- [WHAT YOU ARE ASKED TO DO]:
Set the listing down again in full, word for word, with the pictures left out.
::: DATA EXCERPT
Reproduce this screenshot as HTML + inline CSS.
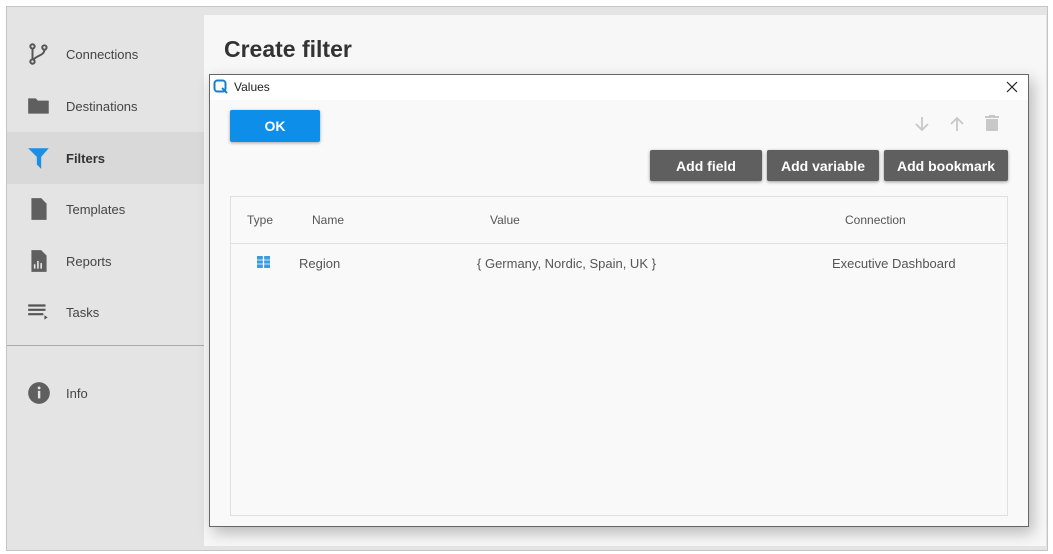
<!DOCTYPE html>
<html><head><style>
body{margin:0;width:1053px;height:554px;background:#fff;font-family:"Liberation Sans",Arial,sans-serif;position:relative;overflow:hidden}
.abs{position:absolute}
.frame{left:6px;top:6px;width:1040px;height:543px;border:1px solid #c4c4c4;background:#e4e4e4}
.main{left:204px;top:15px;width:842px;height:531px;background:#f7f7f7}
.nav{left:7px;width:197px;height:52px;display:flex;align-items:center;font-size:13px;color:#444}
.nav svg{position:absolute;left:19px}
.nav span{position:absolute;left:59px}
.btn{background:#5f5f5f;color:#fff;font-weight:bold;font-size:14px;display:flex;align-items:center;justify-content:center;border-radius:2px;box-shadow:0 1px 3px rgba(0,0,0,.4);height:31px;top:150px}
.th{top:213px;font-size:12px;color:#555}
.td{top:256px;font-size:13px;color:#555}
</style></head><body>
<div class="abs frame"></div>
<div class="abs main"></div>
<div class="abs" style="left:224px;top:36px;font-size:23px;font-weight:bold;color:#333">Create filter</div>

<div class="abs nav" style="top:28px"><svg width="26" height="26" viewBox="0 0 24 24"><circle cx="6" cy="5" r="2" fill="none" stroke="#555" stroke-width="1.8"/><circle cx="6" cy="19" r="2" fill="none" stroke="#555" stroke-width="1.8"/><circle cx="17" cy="6" r="2" fill="none" stroke="#555" stroke-width="1.8"/><path d="M6 7v10M17 8c0 5-6 5-10 9" fill="none" stroke="#555" stroke-width="1.8"/></svg><span>Connections</span></div>
<div class="abs nav" style="top:80px"><svg width="26" height="26" viewBox="0 0 24 24"><path d="M2 5h7l2 2h10v12H2z" fill="#5f5f5f"/></svg><span>Destinations</span></div>
<div class="abs nav" style="top:132px;background:#d9d9d9;font-weight:bold;color:#333"><svg width="26" height="26" viewBox="0 0 24 24"><path d="M2 3h19l-7 8v11l-4-4v-7z" fill="#1a8fe3"/></svg><span>Filters</span></div>
<div class="abs nav" style="top:183px"><svg width="26" height="26" viewBox="0 0 24 24"><path d="M5 2h9l5 5v15H5z" fill="#5f5f5f"/></svg><span>Templates</span></div>
<div class="abs nav" style="top:235px"><svg width="26" height="26" viewBox="0 0 24 24"><path d="M5 2h9l5 5v15H5z" fill="#5f5f5f"/><path d="M8 19v-4M11 19v-7M14 19v-5" stroke="#e4e4e4" stroke-width="1.5"/></svg><span>Reports</span></div>
<div class="abs nav" style="top:286px"><svg width="26" height="26" viewBox="0 0 24 24"><path d="M2 6h16M2 10h16M2 14h14" stroke="#555" stroke-width="2"/><path d="M17 15l3 2-3 2z" fill="#555"/></svg><span>Tasks</span></div>
<div class="abs" style="left:7px;top:345px;width:197px;height:1px;background:#aaa"></div>
<div class="abs nav" style="top:367px"><svg width="26" height="26" viewBox="0 0 24 24"><circle cx="12" cy="12" r="10" fill="#5f5f5f"/><rect x="11" y="10" width="2.2" height="7" fill="#e4e4e4"/><circle cx="12.1" cy="7.3" r="1.3" fill="#e4e4e4"/></svg><span>Info</span></div>

<div class="abs" style="left:209px;top:74px;width:818px;height:451px;border:1px solid #666;background:#f9f9f9;box-shadow:4px 6px 14px rgba(0,0,0,.25)"></div>
<div class="abs" style="left:210px;top:75px;width:818px;height:25px;background:#fff"></div>
<svg class="abs" style="left:213px;top:79px" width="16" height="16" viewBox="0 0 16 16"><rect x="1.5" y="1.5" width="11" height="11" rx="3" fill="none" stroke="#1a7fc9" stroke-width="2"/><path d="M9 9l5 5" stroke="#1a7fc9" stroke-width="2"/></svg>
<div class="abs" style="left:234px;top:80px;font-size:12px;color:#222">Values</div>
<svg class="abs" style="left:1006px;top:81px" width="12" height="12" viewBox="0 0 12 12"><path d="M1 1l10 10M11 1L1 11" stroke="#222" stroke-width="1.2"/></svg>

<div class="abs" style="left:230px;top:110px;width:90px;height:32px;background:#0d8ee9;color:#fff;font-weight:bold;font-size:14px;display:flex;align-items:center;justify-content:center;border-radius:2px;box-shadow:0 1px 3px rgba(0,0,0,.35)">OK</div>

<svg class="abs" style="left:912px;top:114px" width="20" height="20" viewBox="0 0 20 20"><path d="M10 3v13M4 10l6 6 6-6" fill="none" stroke="#c8c8c8" stroke-width="1.8"/></svg>
<svg class="abs" style="left:947px;top:114px" width="20" height="20" viewBox="0 0 20 20"><path d="M10 17V4M4 10l6-6 6 6" fill="none" stroke="#c8c8c8" stroke-width="1.8"/></svg>
<svg class="abs" style="left:982px;top:113px" width="20" height="20" viewBox="0 0 20 20"><path d="M3 3h14v2H3z M7 2h6v1H7z M4 6h12v12H4z" fill="#c8c8c8"/></svg>

<div class="abs btn" style="left:650px;width:112px">Add field</div>
<div class="abs btn" style="left:767px;width:112px">Add variable</div>
<div class="abs btn" style="left:884px;width:124px">Add bookmark</div>

<div class="abs" style="left:230px;top:196px;width:776px;height:318px;border:1px solid #e0e0e0"></div>
<div class="abs" style="left:231px;top:243px;width:776px;height:1px;background:#e0e0e0"></div>
<div class="abs th" style="left:247px">Type</div>
<div class="abs th" style="left:312px">Name</div>
<div class="abs th" style="left:490px">Value</div>
<div class="abs th" style="left:845px">Connection</div>
<svg class="abs" style="left:257px;top:256px" width="13" height="12" viewBox="0 0 13 12"><rect width="13" height="12" fill="#3a9be0"/><path d="M6.5 0v12M0 4h13M0 8h13" stroke="#cde6f8" stroke-width="1"/><path d="M6.5 0v12" stroke="#fff" stroke-width="1.3"/></svg>
<div class="abs td" style="left:299px">Region</div>
<div class="abs td" style="left:477px">{ Germany, Nordic, Spain, UK }</div>
<div class="abs td" style="left:832px">Executive Dashboard</div>
</body></html>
::::::
- [TASK SOLUTION]:
Reproduce this screenshot as HTML + inline CSS.
<!DOCTYPE html>
<html><head><style>
body{margin:0;width:1053px;height:554px;background:#fff;font-family:"Liberation Sans",Arial,sans-serif;position:relative;overflow:hidden}
.abs{position:absolute}
.frame{left:6px;top:6px;width:1040px;height:543px;border:1px solid #c4c4c4;background:#e4e4e4}
.main{left:204px;top:15px;width:842px;height:531px;background:#f7f7f7}
.nav{left:7px;width:197px;height:52px;display:flex;align-items:center;font-size:13px;color:#444}
.nav svg{position:absolute;left:19px}
.nav span{position:absolute;left:59px}
.btn{background:#5f5f5f;color:#fff;font-weight:bold;font-size:14px;display:flex;align-items:center;justify-content:center;border-radius:2px;box-shadow:0 1px 3px rgba(0,0,0,.4);height:31px;top:150px}
.th{top:213px;font-size:12px;color:#555}
.td{top:256px;font-size:13px;color:#555}
</style></head><body>
<div class="abs frame"></div>
<div class="abs main"></div>
<div class="abs" style="left:224px;top:36px;font-size:23px;font-weight:bold;color:#333">Create filter</div>

<div class="abs nav" style="top:28px"><svg width="26" height="26" viewBox="0 0 24 24"><circle cx="6" cy="5" r="2" fill="none" stroke="#555" stroke-width="1.8"/><circle cx="6" cy="19" r="2" fill="none" stroke="#555" stroke-width="1.8"/><circle cx="17" cy="6" r="2" fill="none" stroke="#555" stroke-width="1.8"/><path d="M6 7v10M17 8c0 5-6 5-10 9" fill="none" stroke="#555" stroke-width="1.8"/></svg><span>Connections</span></div>
<div class="abs nav" style="top:80px"><svg width="26" height="26" viewBox="0 0 24 24"><path d="M2 5h7l2 2h10v12H2z" fill="#5f5f5f"/></svg><span>Destinations</span></div>
<div class="abs nav" style="top:132px;background:#d9d9d9;font-weight:bold;color:#333"><svg width="26" height="26" viewBox="0 0 24 24"><path d="M2 3h19l-7 8v11l-4-4v-7z" fill="#1a8fe3"/></svg><span>Filters</span></div>
<div class="abs nav" style="top:183px"><svg width="26" height="26" viewBox="0 0 24 24"><path d="M5 2h9l5 5v15H5z" fill="#5f5f5f"/></svg><span>Templates</span></div>
<div class="abs nav" style="top:235px"><svg width="26" height="26" viewBox="0 0 24 24"><path d="M5 2h9l5 5v15H5z" fill="#5f5f5f"/><path d="M8 19v-4M11 19v-7M14 19v-5" stroke="#e4e4e4" stroke-width="1.5"/></svg><span>Reports</span></div>
<div class="abs nav" style="top:286px"><svg width="26" height="26" viewBox="0 0 24 24"><path d="M2 6h16M2 10h16M2 14h14" stroke="#555" stroke-width="2"/><path d="M17 15l3 2-3 2z" fill="#555"/></svg><span>Tasks</span></div>
<div class="abs" style="left:7px;top:345px;width:197px;height:1px;background:#aaa"></div>
<div class="abs nav" style="top:367px"><svg width="26" height="26" viewBox="0 0 24 24"><circle cx="12" cy="12" r="10" fill="#5f5f5f"/><rect x="11" y="10" width="2.2" height="7" fill="#e4e4e4"/><circle cx="12.1" cy="7.3" r="1.3" fill="#e4e4e4"/></svg><span>Info</span></div>

<div class="abs" style="left:209px;top:74px;width:818px;height:451px;border:1px solid #666;background:#f9f9f9;box-shadow:4px 6px 14px rgba(0,0,0,.25)"></div>
<div class="abs" style="left:210px;top:75px;width:818px;height:25px;background:#fff"></div>
<svg class="abs" style="left:213px;top:79px" width="16" height="16" viewBox="0 0 16 16"><rect x="1.5" y="1.5" width="11" height="11" rx="3" fill="none" stroke="#1a7fc9" stroke-width="2"/><path d="M9 9l5 5" stroke="#1a7fc9" stroke-width="2"/></svg>
<div class="abs" style="left:234px;top:80px;font-size:12px;color:#222">Values</div>
<svg class="abs" style="left:1006px;top:81px" width="12" height="12" viewBox="0 0 12 12"><path d="M1 1l10 10M11 1L1 11" stroke="#222" stroke-width="1.2"/></svg>

<div class="abs" style="left:230px;top:110px;width:90px;height:32px;background:#0d8ee9;color:#fff;font-weight:bold;font-size:14px;display:flex;align-items:center;justify-content:center;border-radius:2px;box-shadow:0 1px 3px rgba(0,0,0,.35)">OK</div>

<svg class="abs" style="left:912px;top:114px" width="20" height="20" viewBox="0 0 20 20"><path d="M10 3v13M4 10l6 6 6-6" fill="none" stroke="#c8c8c8" stroke-width="1.8"/></svg>
<svg class="abs" style="left:947px;top:114px" width="20" height="20" viewBox="0 0 20 20"><path d="M10 17V4M4 10l6-6 6 6" fill="none" stroke="#c8c8c8" stroke-width="1.8"/></svg>
<svg class="abs" style="left:982px;top:113px" width="20" height="20" viewBox="0 0 20 20"><path d="M3 3h14v2H3z M7 2h6v1H7z M4 6h12v12H4z" fill="#c8c8c8"/></svg>

<div class="abs btn" style="left:650px;width:112px">Add field</div>
<div class="abs btn" style="left:767px;width:112px">Add variable</div>
<div class="abs btn" style="left:884px;width:124px">Add bookmark</div>

<div class="abs" style="left:230px;top:196px;width:776px;height:318px;border:1px solid #e0e0e0"></div>
<div class="abs" style="left:231px;top:243px;width:776px;height:1px;background:#e0e0e0"></div>
<div class="abs th" style="left:247px">Type</div>
<div class="abs th" style="left:312px">Name</div>
<div class="abs th" style="left:490px">Value</div>
<div class="abs th" style="left:845px">Connection</div>
<svg class="abs" style="left:257px;top:256px" width="13" height="12" viewBox="0 0 13 12"><rect width="13" height="12" fill="#3a9be0"/><path d="M6.5 0v12M0 4h13M0 8h13" stroke="#cde6f8" stroke-width="1"/><path d="M6.5 0v12" stroke="#fff" stroke-width="1.3"/></svg>
<div class="abs td" style="left:299px">Region</div>
<div class="abs td" style="left:477px">{ Germany, Nordic, Spain, UK }</div>
<div class="abs td" style="left:832px">Executive Dashboard</div>
</body></html>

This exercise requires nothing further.